02/20/2019:  Celebrated my official 10 year NED

 

I kept a list of names when I was first diagnosed.  I hope this gives you hope.

Amy

Annabelle41415's picture
Annabelle41415
Posts: 6151
Joined: Feb 2009

I'm so glad you chimed in because I've seen others on this board that just don't post as much anymore, but can never remember their screen names.  I'm so glad to hear you are 10 years NED.  Continued health and thanks for the update.  If you didn't post this before about your status, it would be a nice post for the community to let them know how you are doing after all these years.  Good to see your post again.

Kim

Kazenmax's picture
Kazenmax
Posts: 343
Joined: Feb 2016

I started out as stage 3b Rectal cancer. About 2 years the cancer returned in my left lung making me stage 4. However, both times I had no lymph involvement. So I guess even within stages.... there are degrees to consider.

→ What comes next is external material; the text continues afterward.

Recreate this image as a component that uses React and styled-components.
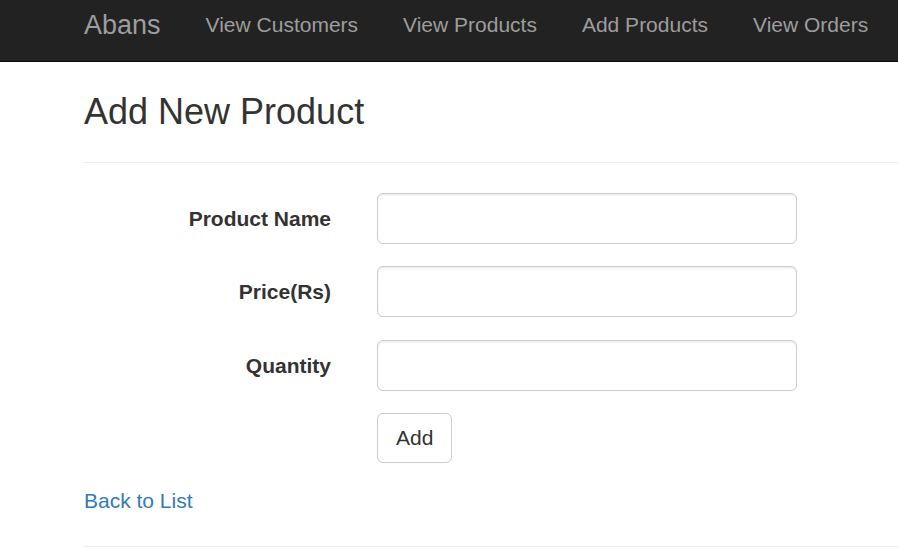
import React from "react";
import styled, { createGlobalStyle } from "styled-components";

const GlobalStyle = createGlobalStyle`
  html, body {
    margin: 0;
    padding: 0;
    overflow: hidden;
    background: #fff;
  }
  body {
    font-family: "Liberation Sans", Arial, Helvetica, sans-serif;
    font-size: 21px;
    line-height: 30px;
    color: #333;
  }
  * { box-sizing: border-box; }
`;

const Navbar = styled.nav`
  background: #222;
  border-bottom: 1px solid #080808;
  height: 62px;
  padding-top: 10px;
`;

const Container = styled.div`
  margin-left: 61.5px;
  padding: 0 0 0 22.5px;
`;

const NavInner = styled.div`
  display: flex;
  align-items: flex-start;
`;

const Brand = styled.a`
  display: block;
  font-size: 27px;
  line-height: 30px;
  color: #9d9d9d;
  text-decoration: none;
  padding-right: 22.5px;
`;

const NavList = styled.ul`
  display: flex;
  list-style: none;
  margin: 0;
  padding: 0;
`;

const NavLink = styled.a`
  display: block;
  padding: 0 22.5px;
  font-size: 21px;
  line-height: 30px;
  color: #9d9d9d;
  text-decoration: none;
  white-space: nowrap;
`;

const Heading = styled.h2`
  font-size: 36px;
  font-weight: 500;
  line-height: 1.1;
  margin: 30px 0 0;
  color: #333;
`;

const Rule = styled.hr`
  border: 0;
  border-top: 1.5px solid #eee;
  margin: 30px 0 ${(p) => (p.$last ? "0" : "30px")};
`;

const Form = styled.form`
  margin: 0;
`;

const FormGroup = styled.div`
  display: grid;
  grid-template-columns: 247px 1fr;
  column-gap: 46px;
  margin-bottom: 22.5px;
`;

const Label = styled.label`
  grid-column: 1;
  text-align: right;
  font-weight: 700;
  padding-top: 11px;
  line-height: 30px;
`;

const Input = styled.input`
  grid-column: 2;
  display: block;
  width: 420px;
  height: 51px;
  padding: 9px 18px;
  font-family: inherit;
  font-size: 21px;
  color: #555;
  background: #fff;
  border: 1.5px solid #ccc;
  border-radius: 6px;
  box-shadow: inset 0 1.5px 1.5px rgba(0, 0, 0, 0.075);
  outline: none;
`;

const Button = styled.button`
  grid-column: 2;
  justify-self: start;
  height: 50px;
  padding: 9px 18px;
  font-family: inherit;
  font-size: 21px;
  line-height: 30px;
  color: #333;
  background: #fff;
  border: 1.5px solid #ccc;
  border-radius: 6px;
  cursor: pointer;
`;

const BackLink = styled.a`
  display: block;
  color: #337ab7;
  text-decoration: none;
  line-height: 30px;
`;

const fields = [
  { id: "name", label: "Product Name" },
  { id: "price", label: "Price(Rs)" },
  { id: "qty", label: "Quantity" },
];

export default function App() {
  return (
    <>
      <GlobalStyle />
      <Navbar>
        <Container>
          <NavInner>
            <Brand href="#">Abans</Brand>
            <NavList>
              {["View Customers", "View Products", "Add Products", "View Orders"].map((t) => (
                <li key={t}>
                  <NavLink href="#">{t}</NavLink>
                </li>
              ))}
            </NavList>
          </NavInner>
        </Container>
      </Navbar>
      <Container>
        <Heading>Add New Product</Heading>
        <Rule />
        <Form onSubmit={(e) => e.preventDefault()}>
          {fields.map((f) => (
            <FormGroup key={f.id}>
              <Label htmlFor={f.id}>{f.label}</Label>
              <Input id={f.id} type="text" />
            </FormGroup>
          ))}
          <FormGroup>
            <Button type="submit">Add</Button>
          </FormGroup>
        </Form>
        <BackLink href="#">Back to List</BackLink>
        <Rule $last />
      </Container>
    </>
  );
}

Both times and all during treatment my CEA never got above 2.

k

Butt's picture
Butt
Posts: 289
Joined: May 2018

i started with 2200 ( it is not a typo). After 12 chemos I was in 30s. After a liver resection I was around 5. After that it started going down. I thought it was sensitive for me. I had a recurrance with CEA 1.7. Both me and oncologist were shocked.

shu273's picture
shu273
Posts: 33
Joined: Apr 2019

I'm on this forum because my Husband was diagnosed with Colon Cancer this past January. His CEA level was never high. My primary care doctor explained to me that no individuals CEA is a set number and it is only used as a marker. So, what is the number when diagnosed, Then after Sugery, and then during and after Chemo. In his case it never really fluctuated. It seems that it is just a tool in the toolbox but not really used as diagnostic. I would not worry at all about the number. You have a diagnosis, the next step is the game plan. Then get a second opinion or third. Then get busy following through on the plan that you choose. You will begin to feel empowered. You are young and that gives you an advantage already. Also, if you are healthy-fit, lean, active, eat healthy, etc. you have another huge advantage. My primary care said that being young and healthy wont keep a person from getting cancer but it is huge in the statistics of those that get through cancer treatment and move on with a long healthy life. In the words of my dearest friend and cancer survivor herself - you have cancer but you are not going to die of cancer. Keep that in your mind and heart and stay in touch as you progress through this. You will meet many people in this forum and I have found it to be incredibly helpful and comforting. We are all with you on this journey.